● **AIM OF THE TASK**
In how many lines of the data does the word "that" appear? Give the number by itself.

* Start EXCERPTED RECORDS *

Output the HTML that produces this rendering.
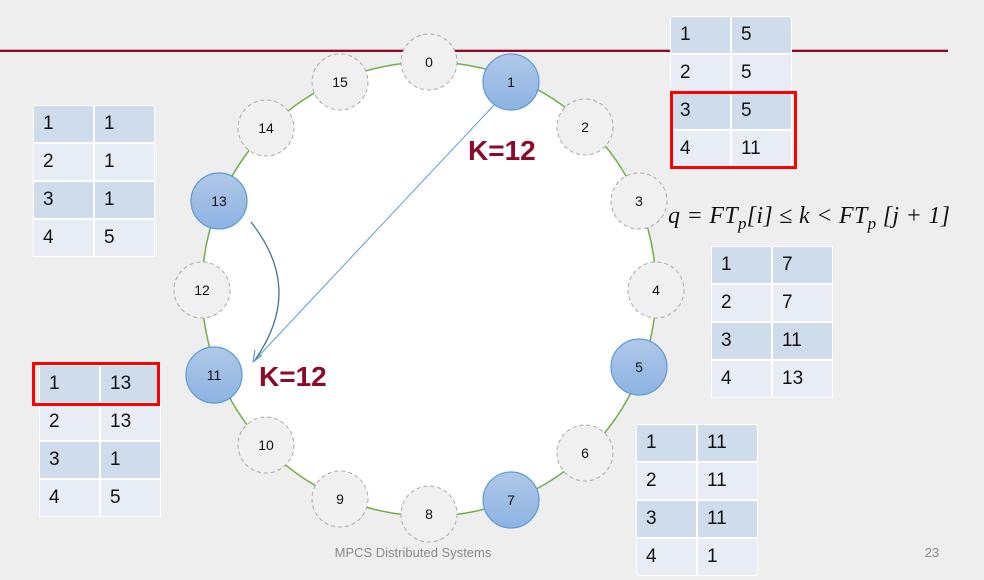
<!DOCTYPE html>
<html><head><style>
body{margin:0;width:984px;height:580px;background:#eeeeee;position:relative;overflow:hidden;font-family:"Liberation Sans",sans-serif}
.t{position:absolute;width:122px;height:152px}
.t div{position:absolute;box-sizing:border-box;border:1px solid #fff;width:61px;height:38px;padding:8px 0 0 9px;font-size:19px;color:#111;line-height:20px}
.d{background:#cfdcec}.l{background:#e8edf5}
.rb{position:absolute;border:3px solid #f00;box-sizing:border-box}
</style></head><body>
<div style="position:absolute;left:0;top:49px;width:948px;height:1px;background:#d9a0ac"></div>
<div style="position:absolute;left:0;top:50px;width:948px;height:2px;background:#8b0a2a"></div>
<svg width="984" height="580" style="position:absolute;left:0;top:0">
<circle cx="429" cy="289" r="227" fill="#fff" stroke="#70ad47" stroke-width="1.5"/>
<g font-family="Liberation Sans" font-size="14" text-anchor="middle" fill="#111">
<g fill="#f0f0f0" stroke="#aaa" stroke-dasharray="4,3">
<circle cx="429" cy="62" r="28"/><circle cx="585" cy="127" r="28"/><circle cx="639" cy="201" r="28"/><circle cx="656" cy="290" r="28"/><circle cx="585" cy="453" r="28"/><circle cx="429" cy="514" r="28"/><circle cx="340" cy="499" r="28"/><circle cx="266" cy="445" r="28"/><circle cx="202" cy="290" r="28"/><circle cx="266" cy="128" r="28"/><circle cx="340" cy="82" r="28"/>
</g>
<defs><linearGradient id="g" x1="0" y1="0" x2="0" y2="1"><stop offset="0" stop-color="#b0c8e8"/><stop offset="1" stop-color="#8db3e2"/></linearGradient></defs>
<g fill="url(#g)" stroke="#5b9bd5" stroke-width="1.2">
<circle cx="511" cy="82" r="28"/><circle cx="639" cy="367" r="28"/><circle cx="511" cy="500" r="28"/><circle cx="214" cy="375" r="28"/><circle cx="219" cy="201" r="28"/>
</g>
<text x="429" y="67">0</text><text x="511" y="87">1</text><text x="585" y="132">2</text><text x="639" y="206">3</text><text x="656" y="295">4</text><text x="639" y="372">5</text><text x="585" y="458">6</text><text x="511" y="505">7</text><text x="429" y="519">8</text><text x="340" y="504">9</text><text x="266" y="450">10</text><text x="214" y="380">11</text><text x="202" y="295">12</text><text x="219" y="206">13</text><text x="266" y="133">14</text><text x="340" y="87">15</text>
</g>
<line x1="495" y1="104" x2="254" y2="361" stroke="#5b9bd5" stroke-width="1"/>
<path d="M251 222 C285 265 290 310 255 360" fill="none" stroke="#41719c" stroke-width="1.3"/>
<path d="M253 362 L255 350 M253 362 L262 355" stroke="#5b9bd5" stroke-width="1.2"/>
<g font-family="Liberation Sans" font-weight="bold" font-size="28" fill="#8b0a2a">
<text x="468" y="160">K=12</text><text x="259" y="386">K=12</text></g>
<text x="668" y="223" font-family="Liberation Serif" font-style="italic" font-size="24" fill="#111" textLength="282">q = FT<tspan font-size="17" dy="6">p</tspan><tspan dy="-6">[i] ≤ k &lt; FT</tspan><tspan font-size="17" dy="6">p</tspan><tspan dy="-6"> [j + 1]</tspan></text>
<text x="413" y="557" font-family="Liberation Sans" font-size="13" fill="#8a8a8a" text-anchor="middle">MPCS Distributed Systems</text>
<text x="932" y="557" font-family="Liberation Sans" font-size="13" fill="#8a8a8a" text-anchor="middle">23</text>
</svg>

<div class="t" style="left:670px;top:16px">
<div class="d" style="left:0;top:0">1</div><div class="d" style="left:61px;top:0">5</div>
<div class="l" style="left:0;top:38px">2</div><div class="l" style="left:61px;top:38px">5</div>
<div class="d" style="left:0;top:76px">3</div><div class="d" style="left:61px;top:76px">5</div>
<div class="l" style="left:0;top:114px">4</div><div class="l" style="left:61px;top:114px">11</div></div>
<div class="rb" style="left:670px;top:91px;width:127px;height:78px"></div>

<div class="t" style="left:33px;top:105px">
<div class="d" style="left:0;top:0">1</div><div class="d" style="left:61px;top:0">1</div>
<div class="l" style="left:0;top:38px">2</div><div class="l" style="left:61px;top:38px">1</div>
<div class="d" style="left:0;top:76px">3</div><div class="d" style="left:61px;top:76px">1</div>
<div class="l" style="left:0;top:114px">4</div><div class="l" style="left:61px;top:114px">5</div></div>

<div class="t" style="left:711px;top:246px">
<div class="d" style="left:0;top:0">1</div><div class="d" style="left:61px;top:0">7</div>
<div class="l" style="left:0;top:38px">2</div><div class="l" style="left:61px;top:38px">7</div>
<div class="d" style="left:0;top:76px">3</div><div class="d" style="left:61px;top:76px">11</div>
<div class="l" style="left:0;top:114px">4</div><div class="l" style="left:61px;top:114px">13</div></div>

<div class="t" style="left:39px;top:365px">
<div class="d" style="left:0;top:0">1</div><div class="d" style="left:61px;top:0">13</div>
<div class="l" style="left:0;top:38px">2</div><div class="l" style="left:61px;top:38px">13</div>
<div class="d" style="left:0;top:76px">3</div><div class="d" style="left:61px;top:76px">1</div>
<div class="l" style="left:0;top:114px">4</div><div class="l" style="left:61px;top:114px">5</div></div>
<div class="rb" style="left:32px;top:362px;width:128px;height:44px"></div>

<div class="t" style="left:636px;top:424px">
<div class="d" style="left:0;top:0">1</div><div class="d" style="left:61px;top:0">11</div>
<div class="l" style="left:0;top:38px">2</div><div class="l" style="left:61px;top:38px">11</div>
<div class="d" style="left:0;top:76px">3</div><div class="d" style="left:61px;top:76px">11</div>
<div class="l" style="left:0;top:114px">4</div><div class="l" style="left:61px;top:114px">1</div></div>
</body></html>
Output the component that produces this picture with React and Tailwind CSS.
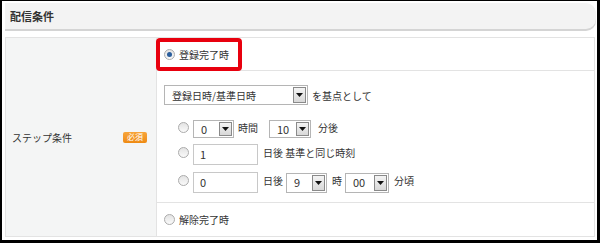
import React from "react";

const font = { fontFamily: '"Noto Sans CJK JP", "Noto Sans", sans-serif' };

function Radio({ checked }) {
  return (
    <span className="inline-flex items-center justify-center w-[11px] h-[11px] rounded-full border border-[#ababab] bg-gradient-to-b from-[#e3e3e3] to-[#fafafa] shrink-0">
      {checked && <span className="w-[5px] h-[5px] rounded-full bg-[#2b5e9c]" />}
    </span>
  );
}

function Select({ value, w, h = 18 }) {
  return (
    <span
      className={`inline-flex items-stretch border border-[#b5b5b5] bg-white ${w}`}
      style={{ height: h }}
    >
      <span className="flex-1 flex items-center pl-[7px] text-[11px] text-[#333]">{value}</span>
      <span className="w-[13px] my-[1px] mr-[1px] flex items-center justify-center border border-[#8a8a8a] bg-gradient-to-b from-[#f4f4f4] to-[#d8d8d8]">
        <svg width="7" height="4" viewBox="0 0 7 4"><path d="M0 0h7L3.5 4z" fill="#111" /></svg>
      </span>
    </span>
  );
}

function Input({ value }) {
  return (
    <span className="inline-flex items-center w-[65px] h-[21px] border border-[#c8c8c8] bg-white pl-[6px] text-[11px] text-[#333]">
      {value}
    </span>
  );
}

const T = ({ children, className = "" }) => (
  <span className={`text-[10px] text-[#333] ${className}`}>{children}</span>
);

export default function App() {
  return (
    <div className="w-[600px] h-[243px] bg-white border-t-[1px] border-l-[2px] border-r-[3px] border-b-[3px] border-black overflow-hidden" style={font}>
      <div className="ml-[3px] mr-[1px] mt-[2px] h-[26px] bg-[#f3f3f3] rounded-r-[10px] shadow-[0_2px_0_#d4d4d4] flex items-center pl-[5px]">
        <span className="text-[11px] font-bold text-[#333]">配信条件</span>
      </div>
      <div className="mt-[8px] ml-[3px] mr-[2px] h-[200px] border border-[#e3e3e3] grid grid-cols-[151px_1fr] grid-rows-[33px_132px_1fr]">
        <div className="row-span-3 bg-[#f4f5f5] border-r border-[#e3e3e3] flex items-center pl-[6px] pr-[9px] justify-between">
          <T>ステップ条件</T>
          <span className="w-[24px] h-[11px] rounded-[2px] bg-gradient-to-b from-[#f7a53a] to-[#ee8a10] flex items-center justify-center text-[8px] leading-none text-white">必須</span>
        </div>
        <div className="border-b border-[#e3e3e3] relative">
          <div className="absolute left-[-1px] top-[0px] w-[86px] h-[33px] border-[4px] border-[#e8000e] rounded-[4px]" />
          <div className="flex items-center h-full pl-[7px] gap-[4px]">
            <Radio checked />
            <T>登録完了時</T>
          </div>
        </div>
        <div className="border-b border-[#e3e3e3] pl-[5px] pt-[14px]">
          <div className="flex items-center gap-[4px] ml-[2px]">
            <Select value={<span className="text-[10px]">登録日時/基準日時</span>} w="w-[144px]" h={20} />
            <T>を基点として</T>
          </div>
          <div className="pl-[16px] mt-[12px] flex flex-col">
            <div className="flex items-center h-[20px]">
              <Radio />
              <span className="ml-[4px]"><Select value="0" w="w-[41px]" /></span>
              <T className="ml-[4px]">時間</T>
              <span className="ml-[11px]"><Select value="10" w="w-[42px]" /></span>
              <T className="ml-[7px]">分後</T>
            </div>
            <div className="flex items-center h-[21px] mt-[5px]">
              <Radio />
              <span className="ml-[4px]"><Input value="1" /></span>
              <T className="ml-[5px]">日後 基準と同じ時刻</T>
            </div>
            <div className="flex items-center h-[21px] mt-[7px]">
              <Radio />
              <span className="ml-[4px]"><Input value="0" /></span>
              <T className="ml-[5px]">日後</T>
              <span className="ml-[3px]"><Select value="9" w="w-[41px]" h={20} /></span>
              <T className="ml-[5px]">時</T>
              <span className="ml-[3px]"><Select value="00" w="w-[44px]" h={20} /></span>
              <T className="ml-[5px]">分頃</T>
            </div>
          </div>
        </div>
        <div className="flex items-center pl-[7px] gap-[4px]">
          <Radio />
          <T>解除完了時</T>
        </div>
      </div>
    </div>
  );
}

* End EXCERPTED RECORDS *

● **RIGHT ANSWER**
2